Exercise task | Reproduce the listing word for word, leaving every picture behind.

Information supplied |

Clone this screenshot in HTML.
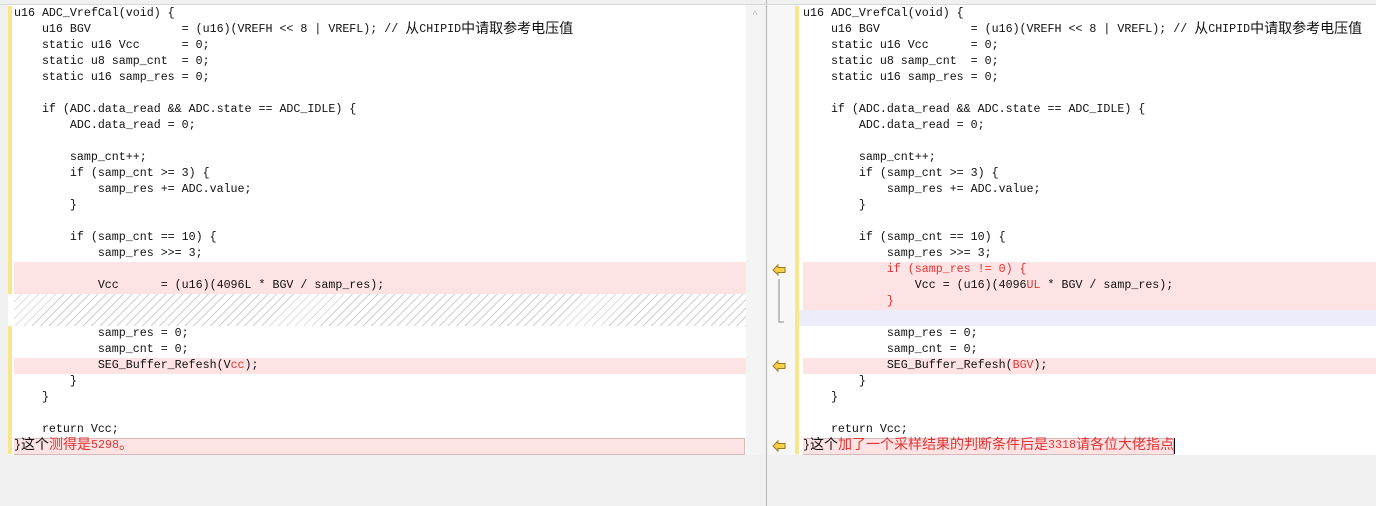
<!DOCTYPE html>
<html><head><meta charset="utf-8"><style>
body{margin:0;width:1376px;height:506px;background:#f0f0f0;position:relative;overflow:hidden;font-family:"Liberation Mono","Noto Sans CJK SC",monospace;font-size:11.65px;color:#111}
.pane{position:absolute;top:5px;height:450px;background:#fff}
.row{position:absolute;height:16px;line-height:16px;white-space:pre}
.pink{background:#fde3e3}
.lav{background:#ececfb}
.r{color:#e53333}
.c{font-family:"Noto Sans CJK SC",sans-serif;font-size:14px;line-height:16px;display:inline-block;vertical-align:top;height:16px;position:relative;top:-2px}
.bar{position:absolute;width:4px;background:#f8e58c}
</style></head><body>
<div class="pane" style="left:8px;width:738px"></div>
<div style="position:absolute;left:746px;top:5px;width:18px;height:450px;background:#f4f4f4"></div>
<div style="position:absolute;left:752px;top:10px;color:#bbb;font-size:10px">^</div>
<div style="position:absolute;left:766px;top:0;width:1px;height:506px;background:#b8b8b8"></div>
<div style="position:absolute;left:768px;top:5px;width:27px;height:450px;background:#f7f7f7"></div>
<div class="pane" style="left:799px;width:577px"></div>
<div style="position:absolute;left:0;top:4px;width:1376px;height:1px;background:#d8d8d8"></div>

<div class="bar" style="left:8px;top:6px;height:288px"></div>
<div class="bar" style="left:8px;top:326px;height:128px"></div>
<div class="bar" style="left:795px;top:6px;height:448px"></div>

<div class="row pink" style="left:14px;width:732px;top:262px"></div>
<div class="row pink" style="left:14px;width:732px;top:278px"></div>
<div style="position:absolute;left:14px;top:294px;width:732px;height:32px;background:repeating-linear-gradient(135deg,#fff 0 5px,#d0d0d0 5px 6px)"></div>
<div class="row pink" style="left:14px;width:732px;top:358px"></div>
<div class="row pink" style="left:14px;width:730px;top:438px;height:15px;border:1px solid #d8b8b8;border-left:none"></div>

<div style="position:absolute;left:14px;top:6px">
<div class="row" style="top:0">u16 ADC_VrefCal(void) {</div>
<div class="row" style="top:16px">    u16 BGV             = (u16)(VREFH &lt;&lt; 8 | VREFL); // <span class="c">从</span>CHIPID<span class="c">中请取参考电压值</span></div>
<div class="row" style="top:32px">    static u16 Vcc      = 0;</div>
<div class="row" style="top:48px">    static u8 samp_cnt  = 0;</div>
<div class="row" style="top:64px">    static u16 samp_res = 0;</div>
<div class="row" style="top:96px">    if (ADC.data_read &amp;&amp; ADC.state == ADC_IDLE) {</div>
<div class="row" style="top:112px">        ADC.data_read = 0;</div>
<div class="row" style="top:144px">        samp_cnt++;</div>
<div class="row" style="top:160px">        if (samp_cnt &gt;= 3) {</div>
<div class="row" style="top:176px">            samp_res += ADC.value;</div>
<div class="row" style="top:192px">        }</div>
<div class="row" style="top:224px">        if (samp_cnt == 10) {</div>
<div class="row" style="top:240px">            samp_res &gt;&gt;= 3;</div>
<div class="row" style="top:272px">            Vcc      = (u16)(4096L * BGV / samp_res);</div>
<div class="row" style="top:320px">            samp_res = 0;</div>
<div class="row" style="top:336px">            samp_cnt = 0;</div>
<div class="row" style="top:352px">            SEG_Buffer_Refesh(V<span class="r">cc</span>);</div>
<div class="row" style="top:368px">        }</div>
<div class="row" style="top:384px">    }</div>
<div class="row" style="top:416px">    return Vcc;</div>
<div class="row" style="top:432px">}<span class="c">这个</span><span class="r"><span class="c">测得是</span>5298<span class="c">。</span></span></div>
</div>

<div class="row pink" style="left:803px;width:573px;top:262px;height:48px"></div>
<div class="row lav" style="left:799px;width:577px;top:310px"></div>
<div class="row pink" style="left:803px;width:573px;top:358px"></div>
<div class="row pink" style="left:803px;width:370px;top:438px;height:15px;border:1px solid #d8b8b8;border-left:none"></div>

<div style="position:absolute;left:803px;top:6px">
<div class="row" style="top:0">u16 ADC_VrefCal(void) {</div>
<div class="row" style="top:16px">    u16 BGV             = (u16)(VREFH &lt;&lt; 8 | VREFL); // <span class="c">从</span>CHIPID<span class="c">中请取参考电压值</span></div>
<div class="row" style="top:32px">    static u16 Vcc      = 0;</div>
<div class="row" style="top:48px">    static u8 samp_cnt  = 0;</div>
<div class="row" style="top:64px">    static u16 samp_res = 0;</div>
<div class="row" style="top:96px">    if (ADC.data_read &amp;&amp; ADC.state == ADC_IDLE) {</div>
<div class="row" style="top:112px">        ADC.data_read = 0;</div>
<div class="row" style="top:144px">        samp_cnt++;</div>
<div class="row" style="top:160px">        if (samp_cnt &gt;= 3) {</div>
<div class="row" style="top:176px">            samp_res += ADC.value;</div>
<div class="row" style="top:192px">        }</div>
<div class="row" style="top:224px">        if (samp_cnt == 10) {</div>
<div class="row" style="top:240px">            samp_res &gt;&gt;= 3;</div>
<div class="row r" style="top:256px">            if (samp_res != 0) {</div>
<div class="row" style="top:272px">                Vcc = (u16)(4096<span class="r">UL</span> * BGV / samp_res);</div>
<div class="row r" style="top:288px">            }</div>
<div class="row" style="top:320px">            samp_res = 0;</div>
<div class="row" style="top:336px">            samp_cnt = 0;</div>
<div class="row" style="top:352px">            SEG_Buffer_Refesh(<span class="r">BGV</span>);</div>
<div class="row" style="top:368px">        }</div>
<div class="row" style="top:384px">    }</div>
<div class="row" style="top:416px">    return Vcc;</div>
<div class="row" style="top:432px">}<span class="c">这个</span><span class="r"><span class="c">加了一个采样结果的判断条件后是</span>3318<span class="c">请各位大佬指点</span></span></div>
</div>
<div style="position:absolute;left:1174px;top:438px;width:1px;height:16px;background:#000"></div>

<svg style="position:absolute;left:770px;top:262px" width="20" height="120">
<path d="M3 8 L8 3 L8 5.5 L15 5.5 L15 10.5 L8 10.5 L8 13 Z" fill="#f5d24a" stroke="#9a7a20" stroke-width="1"/>
<path d="M9 17 V60 H14" fill="none" stroke="#888"/>
<path d="M3 104 L8 99 L8 101.5 L15 101.5 L15 106.5 L8 106.5 L8 109 Z" fill="#f5d24a" stroke="#9a7a20" stroke-width="1"/>
</svg>
<svg style="position:absolute;left:770px;top:438px" width="20" height="16">
<path d="M3 8 L8 3 L8 5.5 L15 5.5 L15 10.5 L8 10.5 L8 13 Z" fill="#f5d24a" stroke="#9a7a20" stroke-width="1"/>
</svg>
</body></html>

Finished task |
Clone this screenshot in HTML.
<!DOCTYPE html>
<html><head><meta charset="utf-8"><style>
body{margin:0;width:1376px;height:506px;background:#f0f0f0;position:relative;overflow:hidden;font-family:"Liberation Mono","Noto Sans CJK SC",monospace;font-size:11.65px;color:#111}
.pane{position:absolute;top:5px;height:450px;background:#fff}
.row{position:absolute;height:16px;line-height:16px;white-space:pre}
.pink{background:#fde3e3}
.lav{background:#ececfb}
.r{color:#e53333}
.c{font-family:"Noto Sans CJK SC",sans-serif;font-size:14px;line-height:16px;display:inline-block;vertical-align:top;height:16px;position:relative;top:-2px}
.bar{position:absolute;width:4px;background:#f8e58c}
</style></head><body>
<div class="pane" style="left:8px;width:738px"></div>
<div style="position:absolute;left:746px;top:5px;width:18px;height:450px;background:#f4f4f4"></div>
<div style="position:absolute;left:752px;top:10px;color:#bbb;font-size:10px">^</div>
<div style="position:absolute;left:766px;top:0;width:1px;height:506px;background:#b8b8b8"></div>
<div style="position:absolute;left:768px;top:5px;width:27px;height:450px;background:#f7f7f7"></div>
<div class="pane" style="left:799px;width:577px"></div>
<div style="position:absolute;left:0;top:4px;width:1376px;height:1px;background:#d8d8d8"></div>

<div class="bar" style="left:8px;top:6px;height:288px"></div>
<div class="bar" style="left:8px;top:326px;height:128px"></div>
<div class="bar" style="left:795px;top:6px;height:448px"></div>

<div class="row pink" style="left:14px;width:732px;top:262px"></div>
<div class="row pink" style="left:14px;width:732px;top:278px"></div>
<div style="position:absolute;left:14px;top:294px;width:732px;height:32px;background:repeating-linear-gradient(135deg,#fff 0 5px,#d0d0d0 5px 6px)"></div>
<div class="row pink" style="left:14px;width:732px;top:358px"></div>
<div class="row pink" style="left:14px;width:730px;top:438px;height:15px;border:1px solid #d8b8b8;border-left:none"></div>

<div style="position:absolute;left:14px;top:6px">
<div class="row" style="top:0">u16 ADC_VrefCal(void) {</div>
<div class="row" style="top:16px">    u16 BGV             = (u16)(VREFH &lt;&lt; 8 | VREFL); // <span class="c">从</span>CHIPID<span class="c">中请取参考电压值</span></div>
<div class="row" style="top:32px">    static u16 Vcc      = 0;</div>
<div class="row" style="top:48px">    static u8 samp_cnt  = 0;</div>
<div class="row" style="top:64px">    static u16 samp_res = 0;</div>
<div class="row" style="top:96px">    if (ADC.data_read &amp;&amp; ADC.state == ADC_IDLE) {</div>
<div class="row" style="top:112px">        ADC.data_read = 0;</div>
<div class="row" style="top:144px">        samp_cnt++;</div>
<div class="row" style="top:160px">        if (samp_cnt &gt;= 3) {</div>
<div class="row" style="top:176px">            samp_res += ADC.value;</div>
<div class="row" style="top:192px">        }</div>
<div class="row" style="top:224px">        if (samp_cnt == 10) {</div>
<div class="row" style="top:240px">            samp_res &gt;&gt;= 3;</div>
<div class="row" style="top:272px">            Vcc      = (u16)(4096L * BGV / samp_res);</div>
<div class="row" style="top:320px">            samp_res = 0;</div>
<div class="row" style="top:336px">            samp_cnt = 0;</div>
<div class="row" style="top:352px">            SEG_Buffer_Refesh(V<span class="r">cc</span>);</div>
<div class="row" style="top:368px">        }</div>
<div class="row" style="top:384px">    }</div>
<div class="row" style="top:416px">    return Vcc;</div>
<div class="row" style="top:432px">}<span class="c">这个</span><span class="r"><span class="c">测得是</span>5298<span class="c">。</span></span></div>
</div>

<div class="row pink" style="left:803px;width:573px;top:262px;height:48px"></div>
<div class="row lav" style="left:799px;width:577px;top:310px"></div>
<div class="row pink" style="left:803px;width:573px;top:358px"></div>
<div class="row pink" style="left:803px;width:370px;top:438px;height:15px;border:1px solid #d8b8b8;border-left:none"></div>

<div style="position:absolute;left:803px;top:6px">
<div class="row" style="top:0">u16 ADC_VrefCal(void) {</div>
<div class="row" style="top:16px">    u16 BGV             = (u16)(VREFH &lt;&lt; 8 | VREFL); // <span class="c">从</span>CHIPID<span class="c">中请取参考电压值</span></div>
<div class="row" style="top:32px">    static u16 Vcc      = 0;</div>
<div class="row" style="top:48px">    static u8 samp_cnt  = 0;</div>
<div class="row" style="top:64px">    static u16 samp_res = 0;</div>
<div class="row" style="top:96px">    if (ADC.data_read &amp;&amp; ADC.state == ADC_IDLE) {</div>
<div class="row" style="top:112px">        ADC.data_read = 0;</div>
<div class="row" style="top:144px">        samp_cnt++;</div>
<div class="row" style="top:160px">        if (samp_cnt &gt;= 3) {</div>
<div class="row" style="top:176px">            samp_res += ADC.value;</div>
<div class="row" style="top:192px">        }</div>
<div class="row" style="top:224px">        if (samp_cnt == 10) {</div>
<div class="row" style="top:240px">            samp_res &gt;&gt;= 3;</div>
<div class="row r" style="top:256px">            if (samp_res != 0) {</div>
<div class="row" style="top:272px">                Vcc = (u16)(4096<span class="r">UL</span> * BGV / samp_res);</div>
<div class="row r" style="top:288px">            }</div>
<div class="row" style="top:320px">            samp_res = 0;</div>
<div class="row" style="top:336px">            samp_cnt = 0;</div>
<div class="row" style="top:352px">            SEG_Buffer_Refesh(<span class="r">BGV</span>);</div>
<div class="row" style="top:368px">        }</div>
<div class="row" style="top:384px">    }</div>
<div class="row" style="top:416px">    return Vcc;</div>
<div class="row" style="top:432px">}<span class="c">这个</span><span class="r"><span class="c">加了一个采样结果的判断条件后是</span>3318<span class="c">请各位大佬指点</span></span></div>
</div>
<div style="position:absolute;left:1174px;top:438px;width:1px;height:16px;background:#000"></div>

<svg style="position:absolute;left:770px;top:262px" width="20" height="120">
<path d="M3 8 L8 3 L8 5.5 L15 5.5 L15 10.5 L8 10.5 L8 13 Z" fill="#f5d24a" stroke="#9a7a20" stroke-width="1"/>
<path d="M9 17 V60 H14" fill="none" stroke="#888"/>
<path d="M3 104 L8 99 L8 101.5 L15 101.5 L15 106.5 L8 106.5 L8 109 Z" fill="#f5d24a" stroke="#9a7a20" stroke-width="1"/>
</svg>
<svg style="position:absolute;left:770px;top:438px" width="20" height="16">
<path d="M3 8 L8 3 L8 5.5 L15 5.5 L15 10.5 L8 10.5 L8 13 Z" fill="#f5d24a" stroke="#9a7a20" stroke-width="1"/>
</svg>
</body></html>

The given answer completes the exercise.